Edible insects an alternative protein source
LONDON — The world’s largest edible cricket production facility recently wrapped up construction in London and snagged a federal grant of up to $8.5 million. Aspire Foods aims to fill a reputed multi-billion-dollar market demand for the juicy insects as an alternative source of protein to feed both humans and animals.
The company’s first brood of incubated crickets was on schedule to be ready for processing into food about a month after the company hosted a June 27 funding announcement with Trudeau government representatives.
Agriculture and Agri-food Canada touts insect-based protein as an “opportunity … to more sustainably meet global demand for food.” While relatively new for Canadian agriculture, the department says that bugs can be produced with less water, energy and space than other food animals. Pound per pound, producing cricket protein creates 40% less greenhouse gas than farmed salmon and organic chicken and turkey, according to research conducted by Aspire.
Alongside this low environmental footprint, Aspire’s London facility is capable of producing “high volumes of nutritious food,” the federal department says. The London Free Press reported the plant’s “eventual” output as 13 million kilograms annually.
The global market for pet food exceeds US$90 billion, and global demand for edible insects for human consumption is forecast to be worth more than US$8 billion in the next decade.
“I grew up eating crickets in my porridge as a kid because they bring so much protein,” London West MP Arielle Kayabaga observed during the afternoon announcement, as quoted by the Free Press.
“Aspire is re-imagining what it means to sustainably produce food, and how smart technology can turn that vision into a reality,” said Kayabaga’s fellow Liberal MP Franics Drouin, parliamentary secretary to the minister of Agriculture and Agri-Food.

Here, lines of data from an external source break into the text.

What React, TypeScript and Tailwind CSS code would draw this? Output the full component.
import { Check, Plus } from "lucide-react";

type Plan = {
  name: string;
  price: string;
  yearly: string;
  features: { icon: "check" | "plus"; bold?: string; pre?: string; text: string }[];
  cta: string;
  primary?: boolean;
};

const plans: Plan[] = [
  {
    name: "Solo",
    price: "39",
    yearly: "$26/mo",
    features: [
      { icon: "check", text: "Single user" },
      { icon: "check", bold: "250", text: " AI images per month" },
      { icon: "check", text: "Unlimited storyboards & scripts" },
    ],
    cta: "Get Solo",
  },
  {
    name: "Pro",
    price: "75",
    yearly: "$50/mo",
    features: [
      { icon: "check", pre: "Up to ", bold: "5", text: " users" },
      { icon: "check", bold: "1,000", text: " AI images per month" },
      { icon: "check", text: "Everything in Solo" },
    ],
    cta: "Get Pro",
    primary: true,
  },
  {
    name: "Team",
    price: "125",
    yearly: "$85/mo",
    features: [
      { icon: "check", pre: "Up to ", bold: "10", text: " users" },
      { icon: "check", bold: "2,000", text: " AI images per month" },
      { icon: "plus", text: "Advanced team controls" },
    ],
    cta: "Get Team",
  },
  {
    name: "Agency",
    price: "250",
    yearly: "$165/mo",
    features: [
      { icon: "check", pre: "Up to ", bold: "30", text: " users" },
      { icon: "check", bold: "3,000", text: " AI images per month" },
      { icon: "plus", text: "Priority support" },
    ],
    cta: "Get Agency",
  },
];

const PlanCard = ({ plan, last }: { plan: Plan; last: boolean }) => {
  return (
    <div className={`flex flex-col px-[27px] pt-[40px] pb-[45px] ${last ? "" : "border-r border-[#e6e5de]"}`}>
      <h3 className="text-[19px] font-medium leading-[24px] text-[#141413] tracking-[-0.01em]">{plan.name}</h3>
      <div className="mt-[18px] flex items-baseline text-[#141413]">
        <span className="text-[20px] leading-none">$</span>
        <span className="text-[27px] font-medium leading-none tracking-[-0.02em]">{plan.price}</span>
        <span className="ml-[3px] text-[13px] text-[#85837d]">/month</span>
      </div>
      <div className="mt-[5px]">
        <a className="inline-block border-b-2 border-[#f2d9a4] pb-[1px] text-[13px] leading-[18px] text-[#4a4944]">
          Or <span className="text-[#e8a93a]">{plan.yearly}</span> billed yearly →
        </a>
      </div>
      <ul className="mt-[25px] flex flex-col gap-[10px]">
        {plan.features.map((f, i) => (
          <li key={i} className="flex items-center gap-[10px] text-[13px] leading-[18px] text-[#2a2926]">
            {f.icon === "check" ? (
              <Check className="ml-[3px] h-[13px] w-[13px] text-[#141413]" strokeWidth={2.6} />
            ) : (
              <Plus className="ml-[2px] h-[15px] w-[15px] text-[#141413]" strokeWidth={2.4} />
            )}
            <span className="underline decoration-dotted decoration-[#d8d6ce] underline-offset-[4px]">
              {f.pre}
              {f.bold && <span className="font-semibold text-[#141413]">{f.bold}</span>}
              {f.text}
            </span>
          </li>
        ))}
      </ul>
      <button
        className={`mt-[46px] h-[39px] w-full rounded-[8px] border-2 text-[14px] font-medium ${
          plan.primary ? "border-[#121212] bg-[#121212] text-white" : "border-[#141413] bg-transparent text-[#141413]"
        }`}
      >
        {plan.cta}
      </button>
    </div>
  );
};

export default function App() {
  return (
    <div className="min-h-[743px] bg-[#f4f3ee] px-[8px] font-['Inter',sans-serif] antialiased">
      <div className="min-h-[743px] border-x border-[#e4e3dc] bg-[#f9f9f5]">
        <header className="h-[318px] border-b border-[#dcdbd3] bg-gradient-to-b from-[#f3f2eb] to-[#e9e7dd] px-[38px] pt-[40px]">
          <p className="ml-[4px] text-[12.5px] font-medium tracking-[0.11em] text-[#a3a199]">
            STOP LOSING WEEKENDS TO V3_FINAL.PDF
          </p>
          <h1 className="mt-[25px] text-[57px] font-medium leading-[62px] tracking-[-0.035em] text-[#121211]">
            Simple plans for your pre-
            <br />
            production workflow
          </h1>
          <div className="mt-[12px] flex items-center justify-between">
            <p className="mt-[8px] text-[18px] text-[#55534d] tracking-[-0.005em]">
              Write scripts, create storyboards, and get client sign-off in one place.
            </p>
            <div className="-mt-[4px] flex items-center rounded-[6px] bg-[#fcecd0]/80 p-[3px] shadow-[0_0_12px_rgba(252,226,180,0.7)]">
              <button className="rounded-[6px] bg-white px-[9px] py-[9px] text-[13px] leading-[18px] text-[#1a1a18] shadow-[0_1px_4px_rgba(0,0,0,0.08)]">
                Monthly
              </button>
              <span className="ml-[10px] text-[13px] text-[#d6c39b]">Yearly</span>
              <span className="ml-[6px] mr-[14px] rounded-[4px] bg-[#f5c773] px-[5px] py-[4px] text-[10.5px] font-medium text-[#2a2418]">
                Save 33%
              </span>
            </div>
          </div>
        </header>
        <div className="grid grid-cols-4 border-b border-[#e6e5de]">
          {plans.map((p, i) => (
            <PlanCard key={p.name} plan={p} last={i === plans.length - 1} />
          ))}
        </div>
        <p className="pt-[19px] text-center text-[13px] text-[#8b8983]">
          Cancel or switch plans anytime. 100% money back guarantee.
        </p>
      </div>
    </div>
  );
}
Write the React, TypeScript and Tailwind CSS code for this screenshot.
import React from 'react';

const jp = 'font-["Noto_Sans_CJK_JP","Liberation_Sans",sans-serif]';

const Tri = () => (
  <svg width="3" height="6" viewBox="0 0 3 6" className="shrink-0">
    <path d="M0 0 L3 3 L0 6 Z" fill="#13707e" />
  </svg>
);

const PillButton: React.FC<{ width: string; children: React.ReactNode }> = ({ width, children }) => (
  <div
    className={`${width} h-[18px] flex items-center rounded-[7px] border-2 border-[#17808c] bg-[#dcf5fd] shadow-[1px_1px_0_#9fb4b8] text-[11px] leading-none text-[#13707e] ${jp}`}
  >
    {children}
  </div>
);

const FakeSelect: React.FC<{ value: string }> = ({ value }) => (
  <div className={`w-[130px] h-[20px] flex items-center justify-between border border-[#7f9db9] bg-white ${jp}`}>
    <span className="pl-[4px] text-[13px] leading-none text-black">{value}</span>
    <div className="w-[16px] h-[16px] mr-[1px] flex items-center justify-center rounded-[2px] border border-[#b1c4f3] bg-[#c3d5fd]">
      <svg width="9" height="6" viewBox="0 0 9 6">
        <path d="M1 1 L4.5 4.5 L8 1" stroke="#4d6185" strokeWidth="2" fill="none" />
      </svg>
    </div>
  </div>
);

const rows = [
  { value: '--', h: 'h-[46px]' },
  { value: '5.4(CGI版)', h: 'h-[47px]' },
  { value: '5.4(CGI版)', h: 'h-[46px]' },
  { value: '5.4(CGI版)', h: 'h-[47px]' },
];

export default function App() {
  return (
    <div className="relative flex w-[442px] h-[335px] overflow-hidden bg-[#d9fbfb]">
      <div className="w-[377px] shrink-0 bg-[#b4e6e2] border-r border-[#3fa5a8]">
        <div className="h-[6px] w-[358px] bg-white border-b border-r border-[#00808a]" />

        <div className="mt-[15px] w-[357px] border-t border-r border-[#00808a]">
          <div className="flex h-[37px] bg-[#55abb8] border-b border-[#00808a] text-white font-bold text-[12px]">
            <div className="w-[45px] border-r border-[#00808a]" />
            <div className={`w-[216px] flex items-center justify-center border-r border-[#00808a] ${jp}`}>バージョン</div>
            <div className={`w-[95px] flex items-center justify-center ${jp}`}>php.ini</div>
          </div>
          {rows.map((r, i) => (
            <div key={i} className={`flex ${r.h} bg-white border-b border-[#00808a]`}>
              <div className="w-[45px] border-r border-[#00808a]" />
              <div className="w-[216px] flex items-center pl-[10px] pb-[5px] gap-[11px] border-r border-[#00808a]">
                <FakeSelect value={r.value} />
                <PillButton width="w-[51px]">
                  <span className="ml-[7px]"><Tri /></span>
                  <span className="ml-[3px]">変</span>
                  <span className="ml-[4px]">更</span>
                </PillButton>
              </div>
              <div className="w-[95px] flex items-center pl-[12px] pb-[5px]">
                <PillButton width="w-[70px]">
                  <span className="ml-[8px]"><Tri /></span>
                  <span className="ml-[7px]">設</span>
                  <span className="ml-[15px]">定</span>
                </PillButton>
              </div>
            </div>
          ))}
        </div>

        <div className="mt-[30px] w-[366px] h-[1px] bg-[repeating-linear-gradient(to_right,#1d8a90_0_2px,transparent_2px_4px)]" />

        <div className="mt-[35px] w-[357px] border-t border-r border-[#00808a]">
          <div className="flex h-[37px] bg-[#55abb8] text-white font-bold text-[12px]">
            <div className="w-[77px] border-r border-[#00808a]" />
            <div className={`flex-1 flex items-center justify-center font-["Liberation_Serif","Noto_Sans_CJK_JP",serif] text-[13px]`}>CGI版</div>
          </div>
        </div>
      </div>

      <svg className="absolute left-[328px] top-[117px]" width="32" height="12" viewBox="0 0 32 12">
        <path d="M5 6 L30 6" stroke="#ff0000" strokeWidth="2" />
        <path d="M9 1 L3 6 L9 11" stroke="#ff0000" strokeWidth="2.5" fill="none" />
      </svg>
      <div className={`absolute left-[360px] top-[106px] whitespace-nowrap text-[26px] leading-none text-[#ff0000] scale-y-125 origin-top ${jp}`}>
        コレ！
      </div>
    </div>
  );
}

The new facility “will help further establish London’s reputation as a hub for cutting-edge technology, strongly contributing to Ontario and Canada’s position as an innovator in agriculture and agri-food,” he said.
Aspire also runs a research and development facility in Austin, Texas.
“A growing population and increasing demand for food and material requires sustainable, scalable solutions that keep our world healthy,” company co-founder and CEO Mohammed Ashour said.
Five McGill University students formed Aspire in 2013. They launched the firm after the team won the $1 million U.S. Hult Prize that year.